Extra funding will support three projects to increase flood resilience
Communities across England are set to be better protected against the impacts of flooding thanks to almost £3 million of government investment, Environment Minister Thérèse Coffey has confirmed.
Following a competitive evaluation process, three projects across Yorkshire, Devon and Cornwall and central England have been chosen to receive up to £700,000 each to boost research into, and uptake of, property-level measures which can better protect homes and businesses from flooding.
The funding will go towards new research initiatives, demonstration centres and advice portals which will help people to learn about the benefits of installing measures in their homes which can significantly reduce the potential impacts of flooding. The remaining money will be used to fund further research, support project delivery and evaluation as well as initiatives to share the findings and lessons learned from the three projects across the rest of the country.

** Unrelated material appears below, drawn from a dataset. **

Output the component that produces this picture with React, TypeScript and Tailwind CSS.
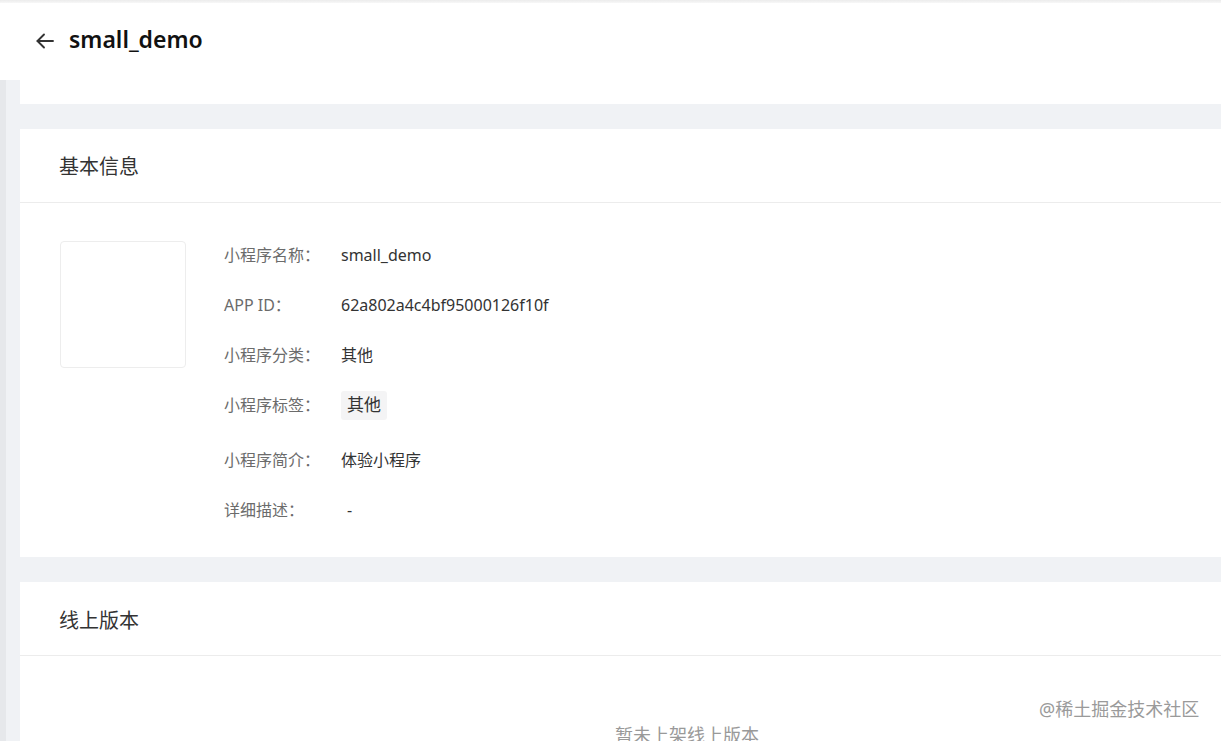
import React from "react";

const font = { fontFamily: '"Noto Sans", "Noto Sans CJK SC", sans-serif' };

function Row({ label, children, extra = "" }: { label: string; children: React.ReactNode; extra?: string }) {
  return (
    <div className={`flex h-[50px] items-center ${extra}`}>
      <div className="w-[117px] text-[16px] text-[#6b6b6b]">{label}</div>
      <div className="text-[16px] text-[#333]">{children}</div>
    </div>
  );
}

export default function App() {
  return (
    <div className="relative h-[741px] w-[1221px] overflow-hidden bg-[#f0f2f5]" style={font}>
      <div className="h-[3px] bg-gradient-to-b from-[#ececec] to-[#f7f7f7]" />
      <div className="flex h-[77px] items-center bg-white pl-[35px]">
        <svg width="20" height="20" viewBox="0 0 20 20" fill="none" stroke="#333" strokeWidth="1.9" strokeLinecap="round" strokeLinejoin="round" className="mt-[-2px]">
          <path d="M18 10H2.5" />
          <path d="M9 3.5L2.5 10L9 16.5" />
        </svg>
        <div className="ml-[14px] mt-[-4px] text-[23px] font-semibold leading-none text-[#111]">small_demo</div>
      </div>
      <div className="flex">
        <div className="w-[6px] shrink-0 bg-[#e6e8eb]" />
        <div className="flex-1 pl-[14px]">
          <div className="h-[24px] bg-white" />
          <div className="h-[25px]" />
          <div className="bg-white">
            <div className="flex h-[74px] items-center border-b border-[#ececec] pl-[39px] pt-[3px] text-[20px] text-[#333]">基本信息</div>
            <div className="flex pl-[40px] pt-[27px] pb-[22px]">
              <div className="mt-[11px] h-[127px] w-[126px] rounded-[4px] border border-[#ededed] bg-white" />
              <div className="ml-[38px] flex flex-col">
                <Row label="小程序名称：">small_demo</Row>
                <Row label="APP ID：">62a802a4c4bf95000126f10f</Row>
                <Row label="小程序分类：">其他</Row>
                <Row label="小程序标签：" extra="mb-[5px]">
                  <span className="inline-flex h-[29px] items-center rounded-[3px] bg-[#f4f4f5] px-[6px] text-[17px]">其他</span>
                </Row>
                <Row label="小程序简介：">体验小程序</Row>
                <Row label="详细描述："><span className="pl-[6px]">-</span></Row>
              </div>
            </div>
          </div>
          <div className="h-[25px]" />
          <div className="h-[200px] bg-white">
            <div className="flex h-[74px] items-center border-b border-[#ececec] pl-[39px] pt-[4px] text-[20px] text-[#333]">线上版本</div>
            <div className="pl-[595px] pt-[66px] text-[18px] text-[#999]">暂未上架线上版本</div>
          </div>
        </div>
      </div>
      <div
        className="absolute left-[1039px] top-[696px] text-[18px] text-[#9a9a9a]"
        style={{ textShadow: "0 0 2px #fff, 0 0 2px #fff" }}
      >
        @稀土掘金技术社区
      </div>
    </div>
  );
}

Property-level flood resilience can include a range of measures to reduce the damage that flooding can cause to buildings. This can include installing flood doors, hard floors and ensuring that electrics are raised off ground level around the home. The measures can significantly reduce the amount of time people are out of their home following a flood.
Environment Minister Coffey said:“I am delighted to award funding to the pathfinder flood resilience projects in the Ox-Cam arc, Yorkshire and the South West.
“I expect the councils and organisations involved will increase the take up of property resilience measures by home owners and businesses, making their properties safer, and quicker to return to if flooding does happen.”
The Oxford-Cambridge Pathfinder, led by Northamptonshire County Council, will be centred on the delivery of one million high-quality homes across a wide area, including neighbouring counties, by 2050. Ten communities will be identified to engage with the project, ensuring resources to promote and install property flood resilience are prioritised in the areas most vulnerable to the impacts of flooding.
The Yorkshire Future Flood Resilience Pathfinder project, delivered by City of York Council, will work with communities, planning and construction professionals, the construction industry and the insurance sector. This initiative will encourage greater uptake of property flood resilience measures across the Yorkshire Regional Flood and Coastal Committee area. It will establish a community hub and learning lab, working with existing projects and initiatives in the area, and provide staff to deliver a large scale training programme.
The South West Partnership project, led by Cornwall County Council, will focus on local innovation to enhance the future take-up of property flood resilience measures. As well as establishing a demonstration hub and web portal it will seek to simplify and streamline processes, increasing the flood resilience of communities across Devon, Cornwall and the Isles of Scilly.
The projects will be delivered with support from the Environment Agency, the non-departmental body responsible for managing flood risk in England, and representatives of the insurance and construction industries. The Environment Agency will also monitor the projects to highlight successes and identify lessons that can be used to foster greater use of property flood resilience measures elsewhere across the country.
Emma Howard Boyd, Chair of the Environment Agency, said: “This new funding is a welcome step forwards for our efforts to boost the uptake of property-level resilience measures in homes and businesses across the country. The Environment Agency will work closely with the local authorities and organisations taking forward the Pathfinder projects to support their work and share lessons learnt.
“Our experience shows that making these small changes in the home can make a huge difference to people’s lives when flooding takes place.”
Building greater resilience into our homes, businesses and infrastructure forms one of the core themes of the Environment Agency’s Draft Flood and Coastal Risk Management Strategy, looking at how we can prepare for increased climate risk over the next 100 years.
The Government is currently investing a record £2.6 billion to better protect 300,000 homes and thousands of business from flooding and coastal erosion between 2015-2021.